__The exercise__
Extract, in full, the lines below, beginning at the first and ending with the line that contains "const current = 'SB-29 Sect (g)';". Pictures do not belong in the copy.

━━━━

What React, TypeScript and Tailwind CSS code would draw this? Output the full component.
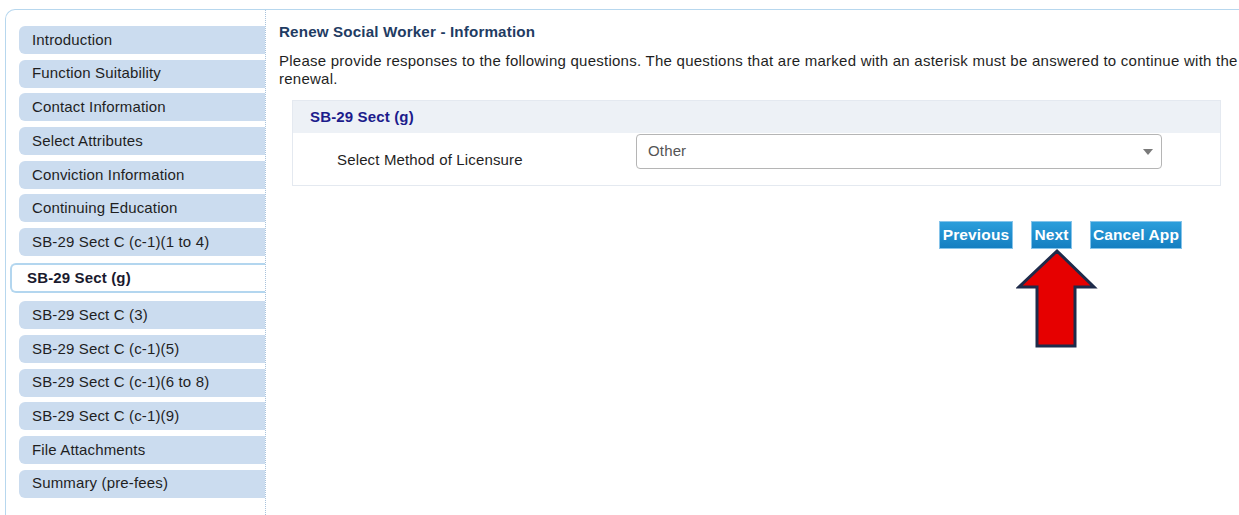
const steps = [
  'Introduction',
  'Function Suitability',
  'Contact Information',
  'Select Attributes',
  'Conviction Information',
  'Continuing Education',
  'SB-29 Sect C (c-1)(1 to 4)',
  'SB-29 Sect (g)',
  'SB-29 Sect C (3)',
  'SB-29 Sect C (c-1)(5)',
  'SB-29 Sect C (c-1)(6 to 8)',
  'SB-29 Sect C (c-1)(9)',
  'File Attachments',
  'Summary (pre-fees)',
];

const current = 'SB-29 Sect (g)';

const StepNav = () => (
  <aside className="w-[260px] shrink-0 border-r border-dotted border-[#a9c3dc] pt-[16px]">
    {steps.map((step) =>
      step === current ? (
        <div
          key={step}
          className="ml-[4px] mt-[7px] mb-[8px] h-[30px] flex items-center pl-[15px] bg-white border-2 border-r-0 border-[#b3d6ef] rounded-l-[6px] font-bold text-[#1a1a2e]"
        >
          {step}
        </div>
      ) : (
        <div
          key={step}
          className="ml-[13px] mb-[5.7px] h-[28px] flex items-center pl-[13px] bg-[#cbdcef] rounded-l-[6px] text-[#1f1f1f]"
        >
          {step}
        </div>
      ),
    )}
  </aside>
);

const Button = ({ label, width }: { label: string; width: string }) => (
  <button
    className={`${width} h-[28px] text-center text-[15.5px] font-bold text-white bg-gradient-to-b from-[#2c9edb] to-[#147fc1] border border-[#86c4ea]`}
  >
    {label}
  </button>
);

export default function App() {
  return (
    <div
      className="relative w-[1239px] h-[515px] overflow-hidden bg-white pt-[9px] pl-[5px] text-[15px] tracking-[0.15px]"
      style={{ fontFamily: '"Liberation Sans", Arial, sans-serif' }}
    >
      <div className="flex h-[520px] border-t border-l border-[#b7d7ee] rounded-tl-[10px]">
        <StepNav />

        <main className="flex-1 pl-[13px] pt-[13px]">
          <h2 className="text-[15.2px] leading-[18px] font-bold text-[#1f3c63]">
            Renew Social Worker - Information
          </h2>
          <p className="mt-[11px] leading-[18px] tracking-[0.25px] text-[#1f1f1f]">
            Please provide responses to the following questions. The questions that are marked with an asterisk must be
            answered to continue with the renewal.
          </p>

          <section className="mt-[12px] ml-[13px] mr-[18px] border border-[#e4e9f0]">
            <div className="h-[32px] flex items-center pl-[17px] bg-[#edf1f6] font-bold text-[#1c1c8c]">
              SB-29 Sect (g)
            </div>
            <div className="flex items-start pt-[1px] pb-[16px]">
              <label className="w-[343px] pl-[44px] pt-[17px] leading-[18px] text-[#1f1f1f]">
                Select Method of Licensure
              </label>
              <div className="w-[526px] h-[35px] flex items-center justify-between pl-[11px] pr-[8px] border border-[#b5b5b5] rounded-[4px] text-[#555]">
                <span>Other</span>
                <span className="w-0 h-0 border-l-[5px] border-r-[5px] border-t-[6px] border-l-transparent border-r-transparent border-t-[#7a7a7a]" />
              </div>
            </div>
          </section>

          <div className="mt-[35px] flex justify-end gap-[18px] pr-[57px]">
            <Button label="Previous" width="w-[74px]" />
            <Button label="Next" width="w-[41px]" />
            <Button label="Cancel App" width="w-[92px]" />
          </div>
        </main>
      </div>

      {/* pointer arrow under the Next button */}
      <svg className="absolute left-[1016px] top-[247px]" width="82" height="103" viewBox="0 0 82 103">
        <polygon
          points="41,4 3,40 21,40 21,99 59,99 59,40 78,40"
          fill="#e60000"
          stroke="#1e2b4a"
          strokeWidth="3"
          strokeLinejoin="miter"
        />
      </svg>
    </div>
  );
}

━━━━

__Final answer__
What React, TypeScript and Tailwind CSS code would draw this? Output the full component.
const steps = [
  'Introduction',
  'Function Suitability',
  'Contact Information',
  'Select Attributes',
  'Conviction Information',
  'Continuing Education',
  'SB-29 Sect C (c-1)(1 to 4)',
  'SB-29 Sect (g)',
  'SB-29 Sect C (3)',
  'SB-29 Sect C (c-1)(5)',
  'SB-29 Sect C (c-1)(6 to 8)',
  'SB-29 Sect C (c-1)(9)',
  'File Attachments',
  'Summary (pre-fees)',
];

const current = 'SB-29 Sect (g)';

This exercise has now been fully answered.